Integration with Other Skills

Document Delivery

Export debates to professional formats:

After debate completes:
"Would you like to export this debate to PPTX/DOCX/PDF? I can use the document-delivery skill to create a professional presentation."

Knowledge Mode

Debates can be used in knowledge mode workflows:

Knowledge mode "deliberate" phase → Run /debate to get multiple perspectives
→ Use synthesis for final decision

Quality Gates for Responses

Each advisor response is scored before proceeding:

Metric	Weight	Criteria
Length	25 pts	50-1000 words (substantive but concise)
Citations	25 pts	References, links, or sources present
Code Examples	25 pts	Technical examples or code snippets
Engagement	25 pts	Addresses other advisors' specific points

Score >= 75: proceed. Score 50-74: proceed with warning.

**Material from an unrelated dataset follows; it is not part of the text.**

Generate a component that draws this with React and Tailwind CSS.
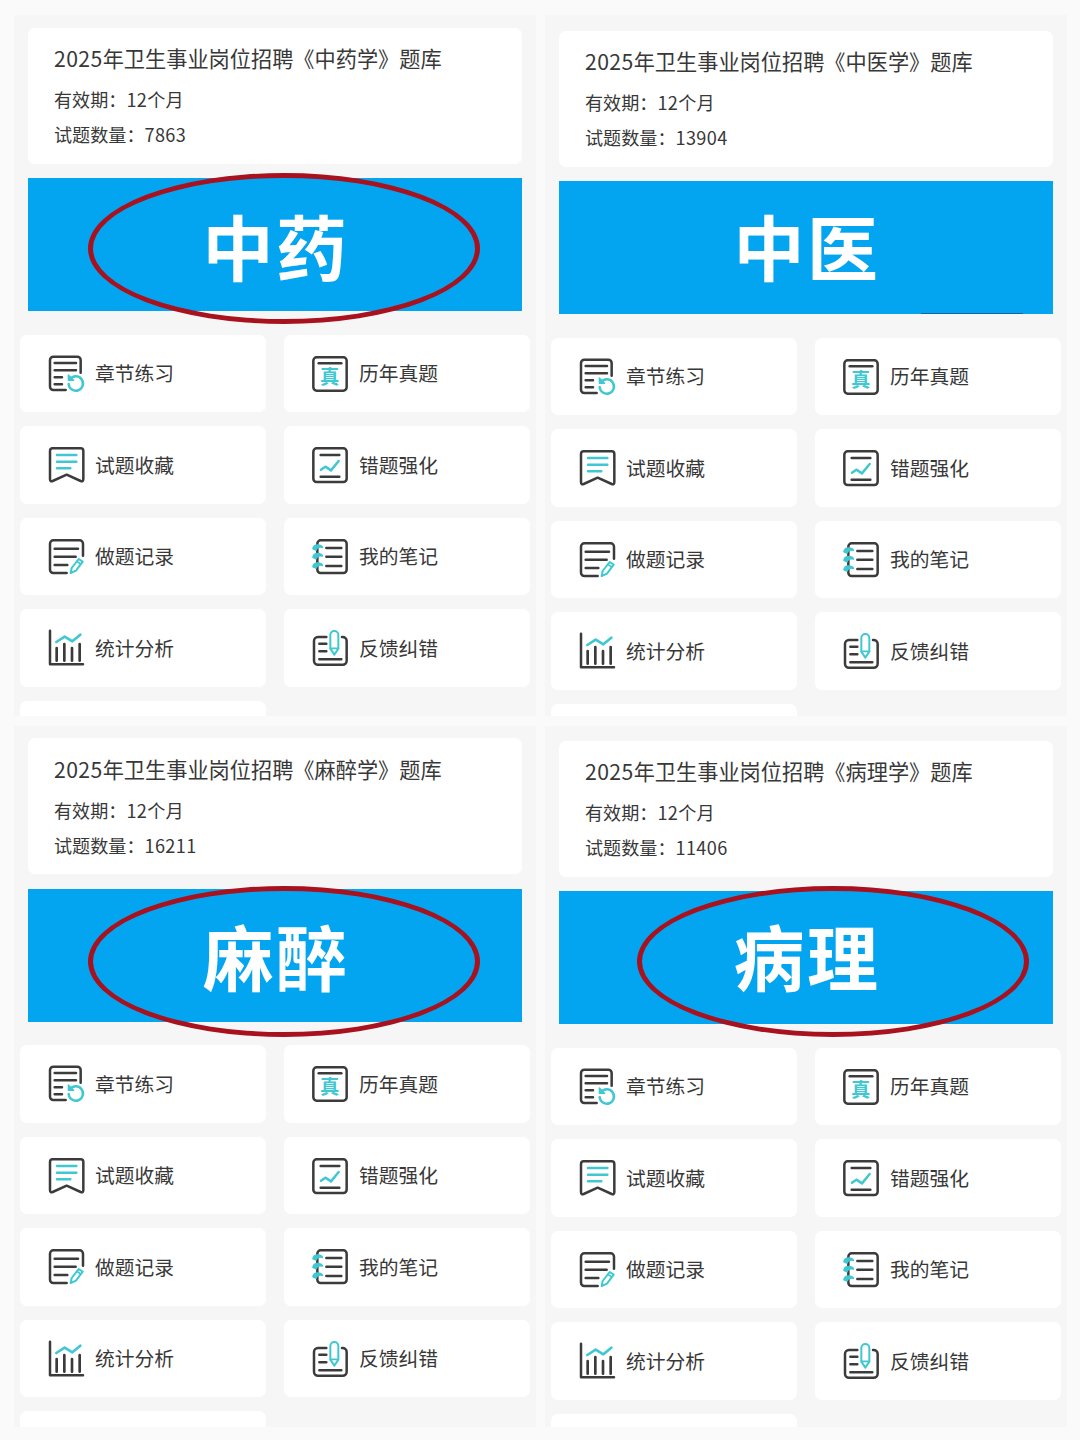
import React from 'react';

const DARK = '#3b3b3b';
const CYAN = '#3fc8d2';

function Icon({ children }) {
  return (
    <svg viewBox="0 0 108 108" className="w-9 h-9 mt-px shrink-0 overflow-visible" fill="none" stroke={DARK} strokeWidth="7.5" strokeLinecap="round" strokeLinejoin="round">
      {children}
    </svg>
  );
}

function PracticeIcon() {
  return (
    <Icon>
      <path d="M53 102H16a10 10 0 0 1-10-10V12A10 10 0 0 1 16 2H88a10 10 0 0 1 10 10V50" />
      <path d="M20 21H84M20 43H84M20 64H42M20 85H42" />
      <path d="M66 70A21.500 21.500 0 1 1 62 84" stroke={CYAN} />
      <path d="M61 57V73H77Z" fill={CYAN} stroke={CYAN} strokeWidth="4" />
    </Icon>
  );
}

function ExamIcon() {
  return (
    <Icon>
      <rect x="4" y="4" width="100" height="100" rx="10" />
      <path d="M20 22H88" />
      <text x="53" y="85" textAnchor="middle" fontSize="58" fontWeight="700" fill={CYAN} stroke="none">真</text>
    </Icon>
  );
}

function FavoriteIcon() {
  return (
    <Icon>
      <path d="M14 4H98a8 8 0 0 1 8 8V96q0 9-8 6L56 83L14 102q-8 3-8-6V12a8 8 0 0 1 8-8Z" />
      <path d="M27 24H85M27 44H85M27 64H67" stroke={CYAN} />
    </Icon>
  );
}

function MistakeIcon() {
  return (
    <Icon>
      <rect x="4" y="4" width="100" height="101" rx="10" />
      <path d="M26 24H82M26 89H82" />
      <path d="M27 68L40 59L57 70L80 42" stroke={CYAN} />
    </Icon>
  );
}

function RecordIcon() {
  return (
    <Icon>
      <path d="M56 102H16a10 10 0 0 1-10-10V14A10 10 0 0 1 16 4H95a10 10 0 0 1 10 10V50" />
      <path d="M20 29H90M20 53H83M20 78H58" />
      <path d="M68 102L71 87L92 60L104 68L84 95Z" stroke={CYAN} strokeWidth="6" />
      <path d="M87 67L98 75" stroke={CYAN} strokeWidth="5" />
    </Icon>
  );
}

function NotebookIcon() {
  return (
    <Icon>
      <rect x="16" y="4" width="88" height="98" rx="10" />
      <path d="M43 27H88M43 53H88M43 81H88" />
      <path
        d="M3 29Q5 18 17 18Q28 18 31 25Q16 21 12 33ZM3 55Q5 44 17 44Q28 44 31 51Q16 47 12 59ZM3 83Q5 72 17 72Q28 72 31 79Q16 75 12 87Z"
        fill={CYAN}
        stroke={CYAN}
        strokeWidth="5"
      />
    </Icon>
  );
}

function StatsIcon() {
  return (
    <Icon>
      <path d="M6 2V103H105" />
      <path d="M26 54V92M49 42V92M72 54V92M95 42V92" strokeWidth="8" />
      <path d="M25 36L50 20L73 34L97 14" stroke={CYAN} strokeWidth="8" />
    </Icon>
  );
}

function FeedbackIcon() {
  return (
    <Icon>
      <path d="M43 21H18A12 12 0 0 0 6 33V92a12 12 0 0 0 12 12H92a12 12 0 0 0 12-12V33A12 12 0 0 0 90 21" />
      <path d="M22 41H43M22 64H43M22 88H88" />
      <path d="M55 15a12 12 0 0 1 24 0V56L67 74L55 56Z" stroke={CYAN} strokeWidth="6" />
      <path d="M55 55H79" stroke={CYAN} strokeWidth="5" />
    </Icon>
  );
}

const MENU = [
  { label: '章节练习', icon: PracticeIcon },
  { label: '历年真题', icon: ExamIcon },
  { label: '试题收藏', icon: FavoriteIcon },
  { label: '错题强化', icon: MistakeIcon },
  { label: '做题记录', icon: RecordIcon },
  { label: '我的笔记', icon: NotebookIcon },
  { label: '统计分析', icon: StatsIcon },
  { label: '反馈纠错', icon: FeedbackIcon },
];

const PANELS = [
  { subject: '中药学', short: '中药', count: '7863', pad: 'pt-[12.5px]', banner: 'pb-px', ring: 'left-[60px] top-[-5px]' },
  { subject: '中医学', short: '中医', count: '13904', pad: 'pt-[15.5px]', banner: 'pb-[7px]', underline: true },
  { subject: '麻醉学', short: '麻醉', count: '16211', pad: 'pt-[12px]', banner: 'pb-px', ring: 'left-[60px] top-[-3px]' },
  { subject: '病理学', short: '病理', count: '11406', pad: 'pt-[14.5px]', banner: 'pb-[6px]', ring: 'left-[78px] top-[-5px]' },
];

function Panel({ panel }) {
  return (
    <section className={`bg-[#f6f6f6] overflow-hidden ${panel.pad}`}>
      <div className="mx-[14px] h-[136px] rounded-[7px] bg-white px-[26px] pt-[14.5px]">
        <h2 className="text-[21.2px] leading-[32px] whitespace-nowrap">
          <span className="tracking-[0.4px]">2025</span>年卫生事业岗位招聘《{panel.subject}》题库
        </h2>
        <p className="mt-[8px] text-[18.1px] leading-[35px]">有效期：<span className="tracking-[0.4px]">12</span>个月</p>
        <p className="text-[18.1px] leading-[35px]">试题数量：<span className="tracking-[0.4px]">{panel.count}</span></p>
      </div>

      <div className={`relative mx-[14px] mt-[14.5px] h-[133px] bg-[#04a5f0] flex items-center justify-center pl-[2px] ${panel.banner}`}>
        <span className="text-[71px] leading-none font-bold tracking-[2.5px] text-white">{panel.short}</span>
        {panel.ring && (
          <div className={`absolute w-[392px] h-[151px] rounded-[50%] border-[5px] border-[#a8111e] ${panel.ring}`} />
        )}
        {panel.underline && <div className="absolute right-[30px] bottom-0 h-px w-[102px] bg-[#16649a]" />}
      </div>

      <div className="mt-[23.5px] ml-[6px] grid grid-cols-[246px_246px] gap-x-[18px] gap-y-[14px]">
        {MENU.map(({ label, icon: MenuIcon }) => (
          <div key={label} className="flex h-[77.5px] items-center gap-[11px] rounded-[7px] bg-white pl-[28px]">
            <MenuIcon />
            <span className="pb-[0.5px] text-[19.8px] leading-none whitespace-nowrap">{label}</span>
          </div>
        ))}
        <div className="h-[77.5px] rounded-[7px] bg-white" />
      </div>
    </section>
  );
}

export default function App() {
  return (
    <main className="w-[1080px] h-[1440px] overflow-hidden bg-[#fafafa] pt-[15px] pl-[14px] font-['Noto_Sans_CJK_SC',sans-serif] text-[#383838]">
      <div className="grid grid-cols-[522px_522px] grid-rows-[701px_701px] gap-x-[9px] gap-y-[10px]">
        {PANELS.map((panel) => (
          <Panel key={panel.subject} panel={panel} />
        ))}
      </div>
    </main>
  );
}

Score < 50: re-prompt for elaboration.

Cost Tracking

Typical costs (default word limits):

Quick (1 round): $0.02 - $0.05
Thorough (3 rounds): $0.10 - $0.20
Adversarial (5 rounds): $0.25 - $0.50

Cost tracking integrates with ~/.claude-octopus/analytics/ logs.

Export

After debate completes, export results via document-delivery skill:

PPTX: stakeholder presentations from synthesis
DOCX: detailed documentation from full transcript
PDF: archival with metadata (topic, participants, cost)

Attribution

Original Skill: AI Debate Hub by wolverin0
Version: v4.8
Repository: https://github.com/wolverin0/claude-skills
License: MIT
Enhancements: Claude-Octopus integration (session-aware storage, quality gates, cost tracking, document export, provider debate with Sonnet)

Ready to debate! Users can invoke with /debate <question> or natural language.